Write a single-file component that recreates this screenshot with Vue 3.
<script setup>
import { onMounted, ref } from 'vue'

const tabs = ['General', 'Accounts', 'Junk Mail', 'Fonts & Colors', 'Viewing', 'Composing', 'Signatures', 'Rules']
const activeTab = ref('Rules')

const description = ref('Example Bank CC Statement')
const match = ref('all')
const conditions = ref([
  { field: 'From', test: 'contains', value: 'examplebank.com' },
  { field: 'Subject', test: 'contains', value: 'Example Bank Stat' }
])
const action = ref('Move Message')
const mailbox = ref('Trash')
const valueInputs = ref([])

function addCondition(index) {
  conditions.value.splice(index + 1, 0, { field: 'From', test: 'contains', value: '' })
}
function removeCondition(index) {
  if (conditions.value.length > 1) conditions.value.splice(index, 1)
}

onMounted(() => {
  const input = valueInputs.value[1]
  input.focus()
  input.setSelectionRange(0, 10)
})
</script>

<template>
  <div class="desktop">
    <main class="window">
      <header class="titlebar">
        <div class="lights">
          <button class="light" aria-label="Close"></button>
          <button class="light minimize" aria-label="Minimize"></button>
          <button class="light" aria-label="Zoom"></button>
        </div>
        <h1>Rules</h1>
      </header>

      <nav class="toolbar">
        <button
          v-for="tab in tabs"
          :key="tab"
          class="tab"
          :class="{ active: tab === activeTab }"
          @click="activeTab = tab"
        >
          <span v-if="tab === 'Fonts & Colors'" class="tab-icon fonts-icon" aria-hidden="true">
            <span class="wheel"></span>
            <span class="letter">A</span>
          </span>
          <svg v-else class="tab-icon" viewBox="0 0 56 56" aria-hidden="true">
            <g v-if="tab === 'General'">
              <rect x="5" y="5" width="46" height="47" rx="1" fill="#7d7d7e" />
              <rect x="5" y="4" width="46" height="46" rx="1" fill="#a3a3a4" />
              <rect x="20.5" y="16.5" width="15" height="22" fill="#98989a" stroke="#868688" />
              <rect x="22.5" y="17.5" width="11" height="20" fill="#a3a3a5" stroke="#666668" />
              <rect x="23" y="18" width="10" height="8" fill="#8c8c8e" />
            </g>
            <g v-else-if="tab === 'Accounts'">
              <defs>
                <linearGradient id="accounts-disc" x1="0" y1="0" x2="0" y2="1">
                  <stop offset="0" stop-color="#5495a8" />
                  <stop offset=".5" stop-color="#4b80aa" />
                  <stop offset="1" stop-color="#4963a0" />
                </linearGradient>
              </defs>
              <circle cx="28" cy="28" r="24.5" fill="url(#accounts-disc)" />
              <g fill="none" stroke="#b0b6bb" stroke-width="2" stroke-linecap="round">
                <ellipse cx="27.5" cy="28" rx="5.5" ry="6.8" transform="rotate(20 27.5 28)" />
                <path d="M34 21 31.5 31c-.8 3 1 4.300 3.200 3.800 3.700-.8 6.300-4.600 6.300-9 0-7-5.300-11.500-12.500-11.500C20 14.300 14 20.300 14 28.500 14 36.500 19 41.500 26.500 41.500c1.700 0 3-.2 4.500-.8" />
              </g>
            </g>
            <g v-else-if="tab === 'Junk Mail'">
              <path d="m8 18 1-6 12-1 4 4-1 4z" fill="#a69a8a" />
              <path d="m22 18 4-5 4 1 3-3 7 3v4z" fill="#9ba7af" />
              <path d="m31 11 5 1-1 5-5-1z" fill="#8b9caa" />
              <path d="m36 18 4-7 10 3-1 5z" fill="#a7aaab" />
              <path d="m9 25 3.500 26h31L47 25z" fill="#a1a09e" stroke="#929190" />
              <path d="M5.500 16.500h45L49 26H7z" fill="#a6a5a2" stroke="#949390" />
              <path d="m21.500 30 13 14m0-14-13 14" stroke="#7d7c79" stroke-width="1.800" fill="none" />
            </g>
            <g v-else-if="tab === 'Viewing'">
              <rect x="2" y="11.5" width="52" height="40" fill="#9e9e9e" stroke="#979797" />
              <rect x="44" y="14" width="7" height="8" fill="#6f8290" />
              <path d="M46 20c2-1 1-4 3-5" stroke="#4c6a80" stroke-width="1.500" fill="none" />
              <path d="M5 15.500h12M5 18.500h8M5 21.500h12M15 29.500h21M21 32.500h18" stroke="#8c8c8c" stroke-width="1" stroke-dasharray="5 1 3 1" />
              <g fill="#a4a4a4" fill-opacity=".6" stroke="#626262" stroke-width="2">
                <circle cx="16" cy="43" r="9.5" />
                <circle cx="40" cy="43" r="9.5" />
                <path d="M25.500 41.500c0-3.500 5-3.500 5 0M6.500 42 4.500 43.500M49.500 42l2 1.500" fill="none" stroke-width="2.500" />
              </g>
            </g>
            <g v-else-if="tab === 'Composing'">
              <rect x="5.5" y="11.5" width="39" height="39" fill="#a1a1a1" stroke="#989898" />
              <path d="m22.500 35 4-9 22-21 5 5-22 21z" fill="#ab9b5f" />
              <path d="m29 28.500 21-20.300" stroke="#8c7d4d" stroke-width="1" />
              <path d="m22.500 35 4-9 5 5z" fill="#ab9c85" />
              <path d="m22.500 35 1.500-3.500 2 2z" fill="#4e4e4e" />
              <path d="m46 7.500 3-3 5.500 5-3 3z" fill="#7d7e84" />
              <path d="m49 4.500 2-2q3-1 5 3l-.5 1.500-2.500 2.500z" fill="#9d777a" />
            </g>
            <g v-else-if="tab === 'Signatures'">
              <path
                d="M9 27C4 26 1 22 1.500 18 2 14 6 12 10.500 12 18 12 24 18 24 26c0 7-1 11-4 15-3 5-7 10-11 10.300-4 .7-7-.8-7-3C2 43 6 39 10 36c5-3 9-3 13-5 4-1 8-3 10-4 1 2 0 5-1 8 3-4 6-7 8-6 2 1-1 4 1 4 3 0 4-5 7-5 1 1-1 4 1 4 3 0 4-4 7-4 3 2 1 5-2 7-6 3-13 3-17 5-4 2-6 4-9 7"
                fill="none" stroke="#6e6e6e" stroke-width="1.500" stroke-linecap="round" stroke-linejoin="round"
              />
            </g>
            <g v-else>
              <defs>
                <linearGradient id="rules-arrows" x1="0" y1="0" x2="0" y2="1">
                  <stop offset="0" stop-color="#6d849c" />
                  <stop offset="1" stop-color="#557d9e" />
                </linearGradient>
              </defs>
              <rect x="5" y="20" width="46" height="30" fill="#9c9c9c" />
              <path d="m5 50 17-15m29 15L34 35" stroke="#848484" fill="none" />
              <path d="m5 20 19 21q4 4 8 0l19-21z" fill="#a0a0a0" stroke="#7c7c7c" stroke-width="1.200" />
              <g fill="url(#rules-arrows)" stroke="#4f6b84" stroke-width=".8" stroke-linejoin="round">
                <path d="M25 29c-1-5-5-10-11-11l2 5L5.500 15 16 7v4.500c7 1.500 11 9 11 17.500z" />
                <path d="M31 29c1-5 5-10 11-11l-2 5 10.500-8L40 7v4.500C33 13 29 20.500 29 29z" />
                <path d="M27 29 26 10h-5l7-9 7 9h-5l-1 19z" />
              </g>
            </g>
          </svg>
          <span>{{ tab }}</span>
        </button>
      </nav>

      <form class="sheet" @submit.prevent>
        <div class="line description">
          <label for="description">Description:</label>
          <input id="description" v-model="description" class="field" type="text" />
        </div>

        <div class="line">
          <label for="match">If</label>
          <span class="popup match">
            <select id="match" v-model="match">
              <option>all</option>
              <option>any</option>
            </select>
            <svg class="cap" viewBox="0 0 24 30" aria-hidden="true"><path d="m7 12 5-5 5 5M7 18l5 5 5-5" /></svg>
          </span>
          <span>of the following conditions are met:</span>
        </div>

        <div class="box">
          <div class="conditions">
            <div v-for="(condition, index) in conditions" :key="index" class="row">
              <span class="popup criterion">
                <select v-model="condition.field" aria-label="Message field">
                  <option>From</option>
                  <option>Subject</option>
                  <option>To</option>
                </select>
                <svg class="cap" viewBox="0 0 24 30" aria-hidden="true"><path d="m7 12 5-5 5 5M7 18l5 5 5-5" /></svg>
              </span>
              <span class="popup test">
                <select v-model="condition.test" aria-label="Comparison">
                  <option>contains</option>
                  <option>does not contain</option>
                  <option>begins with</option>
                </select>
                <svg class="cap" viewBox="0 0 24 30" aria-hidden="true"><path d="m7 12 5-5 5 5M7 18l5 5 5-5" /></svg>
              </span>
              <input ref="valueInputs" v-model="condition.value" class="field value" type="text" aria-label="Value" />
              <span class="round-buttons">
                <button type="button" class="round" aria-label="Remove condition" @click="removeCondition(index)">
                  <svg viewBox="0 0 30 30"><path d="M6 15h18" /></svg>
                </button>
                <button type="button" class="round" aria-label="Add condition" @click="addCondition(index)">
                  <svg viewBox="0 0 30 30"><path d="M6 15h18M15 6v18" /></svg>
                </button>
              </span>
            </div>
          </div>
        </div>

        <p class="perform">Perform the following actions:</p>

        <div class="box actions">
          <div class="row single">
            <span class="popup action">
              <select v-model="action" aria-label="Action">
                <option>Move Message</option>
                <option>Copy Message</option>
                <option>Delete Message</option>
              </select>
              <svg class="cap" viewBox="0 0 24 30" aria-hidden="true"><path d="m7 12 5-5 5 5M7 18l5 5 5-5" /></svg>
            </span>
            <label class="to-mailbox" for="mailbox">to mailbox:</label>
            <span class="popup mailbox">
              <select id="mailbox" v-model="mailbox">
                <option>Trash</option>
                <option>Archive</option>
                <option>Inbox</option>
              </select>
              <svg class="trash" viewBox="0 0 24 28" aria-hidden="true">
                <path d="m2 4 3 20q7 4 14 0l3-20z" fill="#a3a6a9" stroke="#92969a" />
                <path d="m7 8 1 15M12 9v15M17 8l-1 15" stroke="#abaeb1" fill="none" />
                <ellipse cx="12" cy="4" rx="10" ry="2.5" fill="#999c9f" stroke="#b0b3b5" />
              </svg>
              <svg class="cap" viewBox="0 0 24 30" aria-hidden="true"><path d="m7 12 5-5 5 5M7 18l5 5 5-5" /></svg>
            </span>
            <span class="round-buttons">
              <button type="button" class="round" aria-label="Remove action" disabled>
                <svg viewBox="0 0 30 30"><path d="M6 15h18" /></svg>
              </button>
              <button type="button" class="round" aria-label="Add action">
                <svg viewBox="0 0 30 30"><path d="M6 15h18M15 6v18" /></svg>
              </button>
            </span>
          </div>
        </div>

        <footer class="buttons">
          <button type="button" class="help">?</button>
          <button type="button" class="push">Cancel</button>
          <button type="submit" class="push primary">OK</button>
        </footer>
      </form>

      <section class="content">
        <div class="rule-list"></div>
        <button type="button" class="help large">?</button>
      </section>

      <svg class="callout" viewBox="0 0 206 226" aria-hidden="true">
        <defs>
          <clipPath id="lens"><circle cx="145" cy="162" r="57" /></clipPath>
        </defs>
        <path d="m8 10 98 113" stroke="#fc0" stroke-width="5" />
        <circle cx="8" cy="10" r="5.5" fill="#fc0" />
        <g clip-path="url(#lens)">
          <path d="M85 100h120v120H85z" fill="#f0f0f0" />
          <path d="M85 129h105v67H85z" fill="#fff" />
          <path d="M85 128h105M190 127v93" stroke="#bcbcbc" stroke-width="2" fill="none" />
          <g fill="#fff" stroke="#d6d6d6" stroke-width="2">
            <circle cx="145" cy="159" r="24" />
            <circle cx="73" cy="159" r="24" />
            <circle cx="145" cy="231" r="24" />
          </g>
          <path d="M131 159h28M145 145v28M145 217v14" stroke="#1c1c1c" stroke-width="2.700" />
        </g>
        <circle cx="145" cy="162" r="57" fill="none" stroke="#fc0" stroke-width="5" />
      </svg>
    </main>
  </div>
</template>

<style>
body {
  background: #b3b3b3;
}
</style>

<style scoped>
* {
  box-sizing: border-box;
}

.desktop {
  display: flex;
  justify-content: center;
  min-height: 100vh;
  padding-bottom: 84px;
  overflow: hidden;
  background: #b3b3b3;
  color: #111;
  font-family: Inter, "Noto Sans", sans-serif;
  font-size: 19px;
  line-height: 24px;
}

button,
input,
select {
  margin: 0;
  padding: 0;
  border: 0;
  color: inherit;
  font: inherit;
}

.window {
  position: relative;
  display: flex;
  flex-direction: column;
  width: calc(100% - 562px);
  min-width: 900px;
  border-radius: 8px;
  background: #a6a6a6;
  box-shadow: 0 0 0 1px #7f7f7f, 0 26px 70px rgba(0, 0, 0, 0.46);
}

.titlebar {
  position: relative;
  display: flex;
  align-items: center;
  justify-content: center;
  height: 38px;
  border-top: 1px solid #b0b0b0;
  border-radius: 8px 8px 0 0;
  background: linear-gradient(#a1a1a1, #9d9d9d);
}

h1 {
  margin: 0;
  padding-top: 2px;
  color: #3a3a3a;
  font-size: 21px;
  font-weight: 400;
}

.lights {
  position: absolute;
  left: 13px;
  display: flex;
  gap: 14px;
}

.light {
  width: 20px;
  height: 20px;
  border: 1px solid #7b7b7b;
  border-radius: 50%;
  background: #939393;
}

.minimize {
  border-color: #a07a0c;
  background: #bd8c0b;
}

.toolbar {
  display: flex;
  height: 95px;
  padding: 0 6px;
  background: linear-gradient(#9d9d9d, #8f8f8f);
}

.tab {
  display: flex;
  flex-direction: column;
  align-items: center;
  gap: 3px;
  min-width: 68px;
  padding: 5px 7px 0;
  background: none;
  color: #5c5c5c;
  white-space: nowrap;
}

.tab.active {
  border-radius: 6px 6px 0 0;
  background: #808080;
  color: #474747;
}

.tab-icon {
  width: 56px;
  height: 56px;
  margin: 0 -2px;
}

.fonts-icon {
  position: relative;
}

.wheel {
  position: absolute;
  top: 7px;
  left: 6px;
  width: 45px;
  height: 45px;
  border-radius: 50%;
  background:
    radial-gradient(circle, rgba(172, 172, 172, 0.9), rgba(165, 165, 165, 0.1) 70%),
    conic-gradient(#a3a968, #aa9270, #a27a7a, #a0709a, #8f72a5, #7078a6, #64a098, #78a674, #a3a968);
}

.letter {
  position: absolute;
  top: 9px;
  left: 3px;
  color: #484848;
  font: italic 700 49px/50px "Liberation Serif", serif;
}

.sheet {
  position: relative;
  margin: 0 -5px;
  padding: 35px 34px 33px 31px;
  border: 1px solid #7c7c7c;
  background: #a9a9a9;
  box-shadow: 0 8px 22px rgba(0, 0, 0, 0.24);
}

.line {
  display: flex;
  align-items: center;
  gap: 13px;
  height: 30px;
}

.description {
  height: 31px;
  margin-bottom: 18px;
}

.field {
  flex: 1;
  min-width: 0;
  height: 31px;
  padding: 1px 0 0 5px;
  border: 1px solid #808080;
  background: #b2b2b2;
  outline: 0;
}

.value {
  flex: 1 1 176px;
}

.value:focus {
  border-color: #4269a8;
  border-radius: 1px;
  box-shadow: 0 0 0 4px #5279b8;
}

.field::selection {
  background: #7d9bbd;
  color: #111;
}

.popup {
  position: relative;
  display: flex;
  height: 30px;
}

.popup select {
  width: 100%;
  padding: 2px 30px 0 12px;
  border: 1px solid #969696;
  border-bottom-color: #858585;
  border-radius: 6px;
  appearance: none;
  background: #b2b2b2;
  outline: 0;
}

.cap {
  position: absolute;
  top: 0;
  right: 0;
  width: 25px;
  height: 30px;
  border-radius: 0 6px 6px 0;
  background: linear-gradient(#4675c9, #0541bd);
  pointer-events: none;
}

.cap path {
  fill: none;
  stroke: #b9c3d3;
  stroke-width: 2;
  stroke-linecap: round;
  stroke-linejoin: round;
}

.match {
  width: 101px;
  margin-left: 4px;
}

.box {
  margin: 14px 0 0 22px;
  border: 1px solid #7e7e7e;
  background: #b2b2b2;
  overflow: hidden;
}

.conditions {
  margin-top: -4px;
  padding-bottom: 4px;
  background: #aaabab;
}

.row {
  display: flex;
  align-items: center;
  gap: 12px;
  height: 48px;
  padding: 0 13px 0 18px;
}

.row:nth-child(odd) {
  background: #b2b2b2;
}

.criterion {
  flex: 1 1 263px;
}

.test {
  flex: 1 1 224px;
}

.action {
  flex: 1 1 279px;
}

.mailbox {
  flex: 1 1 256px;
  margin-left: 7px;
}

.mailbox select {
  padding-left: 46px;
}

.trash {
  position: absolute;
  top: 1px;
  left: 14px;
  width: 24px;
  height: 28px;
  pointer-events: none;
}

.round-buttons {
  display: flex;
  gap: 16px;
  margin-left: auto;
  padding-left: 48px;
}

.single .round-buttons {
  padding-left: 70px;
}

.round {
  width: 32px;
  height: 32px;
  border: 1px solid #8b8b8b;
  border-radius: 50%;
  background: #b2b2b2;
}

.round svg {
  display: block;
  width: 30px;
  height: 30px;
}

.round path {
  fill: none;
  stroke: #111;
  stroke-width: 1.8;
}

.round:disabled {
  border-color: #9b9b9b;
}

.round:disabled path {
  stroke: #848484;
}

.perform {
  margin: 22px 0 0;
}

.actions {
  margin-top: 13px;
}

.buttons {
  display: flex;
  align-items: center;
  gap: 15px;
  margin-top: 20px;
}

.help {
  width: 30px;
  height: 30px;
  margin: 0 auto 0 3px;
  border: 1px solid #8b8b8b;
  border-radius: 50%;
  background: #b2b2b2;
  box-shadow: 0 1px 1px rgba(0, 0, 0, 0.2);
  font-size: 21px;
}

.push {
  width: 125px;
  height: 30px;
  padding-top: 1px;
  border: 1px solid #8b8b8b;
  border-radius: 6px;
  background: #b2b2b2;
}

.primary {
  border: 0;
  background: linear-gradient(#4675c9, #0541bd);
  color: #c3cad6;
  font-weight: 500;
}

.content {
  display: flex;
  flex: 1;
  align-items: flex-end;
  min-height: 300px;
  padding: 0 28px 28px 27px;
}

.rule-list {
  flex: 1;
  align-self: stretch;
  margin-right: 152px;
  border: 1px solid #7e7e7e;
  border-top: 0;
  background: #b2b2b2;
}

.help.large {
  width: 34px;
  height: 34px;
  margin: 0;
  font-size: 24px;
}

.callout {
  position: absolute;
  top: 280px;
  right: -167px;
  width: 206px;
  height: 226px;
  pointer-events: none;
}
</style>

▸ WORK TO DO
Look at the material above and copy, word for word, its lines from the first through the one containing "const activeTab = ref('Rules')".

▸ REPLY TO THE TASK
Write a single-file component that recreates this screenshot with Vue 3.
<script setup>
import { onMounted, ref } from 'vue'

const tabs = ['General', 'Accounts', 'Junk Mail', 'Fonts & Colors', 'Viewing', 'Composing', 'Signatures', 'Rules']
const activeTab = ref('Rules')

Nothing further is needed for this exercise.